To use the apparatus of the instant invention, a user would adjust the length of the straps 12, 12 a to accommodate user height and the type of exercise position desired. Pulling or pushing bar 24 upward will cause force to be translated via the straps and cables. Such force will be effective to pull the cell 20 in opposite directions in a horizontal plane. As is well known in the art, the strain on the cell produces an electric signal, which signal is transmitted to LED module 22 via line 22 a. LED module 22 is programmed to produce a readout that will translate the strain on the sensor into equivalent pounds or kilograms of lift.
FIG. 3 is illustrative of a second embodiment wherein cell 20 a is configured in the shape of an S. Exercise bar 24 is provided with conventional, spring-loaded connectors 26 at each end (only one shown) to enhance connecting and disconnecting the straps.
An alternative to a direct pull cell is shown in FIG. 4. Pressure-responsive load cells 20 b (only one shown) are disposed to rest on a planar surface. A lever 28 is positioned so that one end 28 a rests atop cell 20 b. The other end 28 b is attached to a wire cable (not shown) such that an upward pull on the cable will cause end 28 a to move in a downward direction and apply pressure on the top of cell 20 b. As well known in the art, this applied pressure may be translated into an electrical signal to produce a readout as discussed above.

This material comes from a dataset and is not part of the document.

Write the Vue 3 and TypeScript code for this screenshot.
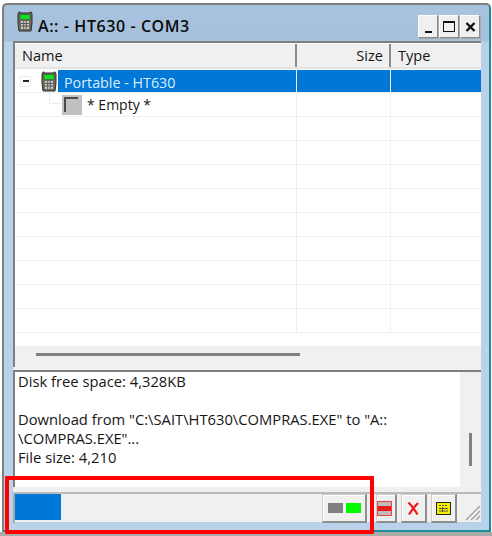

FIG. 5 is directed to a swivel hook connector 30 which allows the use of chains in lieu of straps. FIGS. 6 and 7 illustrate the respective employment of a harness 32 and handles 34 which may be used in squat or pull exercise regimens in lieu of an exercise bar.
FIG. 8 illustrates the option of an adjustable bar 36 which may be utilized with or in lieu of adjustable straps. Bar 36 is fabricated from the same material as the straps and may be a continuation thereof. A clasp 38 permits a user to adjust the length of the bar. Stiffening tubes 40 are positioned to provide rigidity. Tubes 40 may be fabricated from any suitable rigid material (metal, plastic, hard rubber, etc.).
It is to be understood that the present invention is not limited to the sole embodiments described above, but encompasses any and all embodiments within the scope of the following claims.